* [Work to be completed]:
Provide only the number of lines where "React" occurs.

— START Supplied material —

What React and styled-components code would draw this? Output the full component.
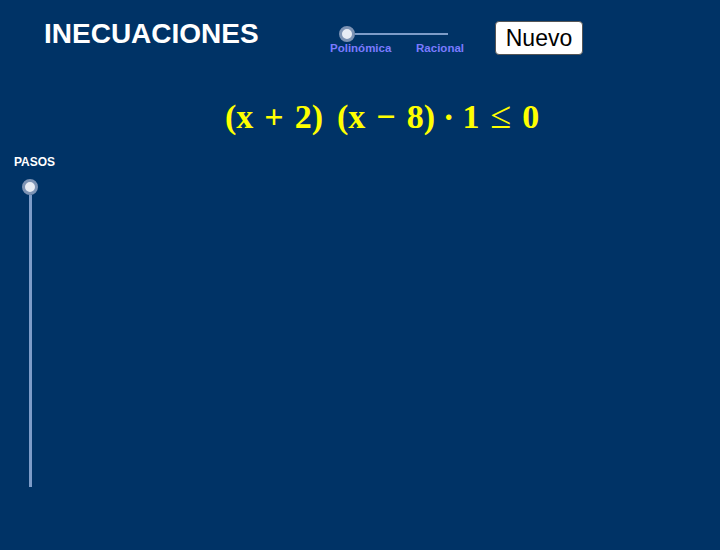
import React from 'react'
import styled, { createGlobalStyle } from 'styled-components'

const GlobalStyle = createGlobalStyle`
    html, body {
        margin: 0;
        padding: 0;
        background: #003366;
    }
`;

const App = () => {
    return (
        <>
            <GlobalStyle />
            <Page>
                <Header>
                    <Title>INECUACIONES</Title>
                    <TypeSlider>
                        <HTrack>
                            <Knob />
                            <HLine />
                        </HTrack>
                        <Labels>
                            <SliderLabel>Polinómica</SliderLabel>
                            <SliderLabel>Racional</SliderLabel>
                        </Labels>
                    </TypeSlider>
                    <NewButton>Nuevo</NewButton>
                </Header>

                <Formula>
                    <Factor>
                        (x<Op>+</Op>2)
                    </Factor>
                    <Factor>
                        (x<Op>−</Op>8)<Op $narrow>·</Op>1<Op $light>≤</Op>0
                    </Factor>
                </Formula>

                <Steps>
                    <StepsLabel>PASOS</StepsLabel>
                    <VTrack>
                        <Knob />
                        <VLine />
                    </VTrack>
                </Steps>
            </Page>
        </>
    )
}

const Page = styled.div`
    width: 720px;
    height: 550px;
    overflow: hidden;
    background: #003366;
    font-family: "Liberation Sans", Arial, sans-serif;
    display: flex;
    flex-direction: column;
`;

const Header = styled.div`
    display: flex;
    align-items: flex-start;
    padding: 17px 0 0 44px;
`;

const Title = styled.h1`
    margin: 0;
    width: 222px;
    font-size: 28px;
    line-height: 34px;
    font-weight: bold;
    color: #ffffff;
`;

const TypeSlider = styled.div`
    display: flex;
    flex-direction: column;
    margin: 9px 0 0 64px;
    width: 134px;
`;

const HTrack = styled.div`
    display: flex;
    align-items: center;
    padding-left: 9px;
`;

const Knob = styled.div`
    width: 10px;
    height: 10px;
    border-radius: 50%;
    background: #e8ecf4;
    border: 3px solid #7d93b4;
    flex-shrink: 0;
    box-sizing: content-box;
`;

const HLine = styled.div`
    width: 93px;
    height: 2px;
    background: #7d9cc8;
`;

const Labels = styled.div`
    display: flex;
    justify-content: space-between;
`;

const SliderLabel = styled.span`
    font-size: 11.5px;
    font-weight: bold;
    color: #7a7aff;
`;

const NewButton = styled.button`
    margin: 4px 0 0 31px;
    width: 88px;
    height: 34px;
    padding: 0;
    background: #ffffff;
    border: 1px solid #555555;
    border-radius: 4px;
    font-family: "Liberation Sans", Arial, sans-serif;
    font-size: 23px;
    color: #000000;
`;

const Formula = styled.div`
    display: flex;
    align-items: baseline;
    gap: 14px;
    height: 40px;
    margin: 40px 0 0 225px;
    font-family: "Liberation Serif", "DejaVu Serif", serif;
    font-weight: bold;
    font-size: 34px;
    line-height: 40px;
    color: #ffff00;
`;

const Factor = styled.span`
    display: flex;
    align-items: baseline;
    white-space: pre;
`;

const Op = styled.span`
    margin: 0 ${(p) => (p.$narrow ? '8px' : '11px')};
    font-weight: ${(p) => (p.$light ? 'normal' : 'bold')};
    font-size: ${(p) => (p.$light ? '38px' : 'inherit')};
`;

const Steps = styled.div`
    display: flex;
    flex-direction: column;
    align-items: flex-start;
    margin: 20px 0 0 14px;
`;

const StepsLabel = styled.span`
    font-size: 12px;
    font-weight: bold;
    color: #ffffff;
    margin-bottom: 10px;
`;

const VTrack = styled.div`
    display: flex;
    flex-direction: column;
    align-items: center;
    margin-left: 8px;
`;

const VLine = styled.div`
    width: 3px;
    height: 292px;
    background: #7d9cc8;
`;

export default App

— END Supplied material —

* [Solution to this exercise]:
2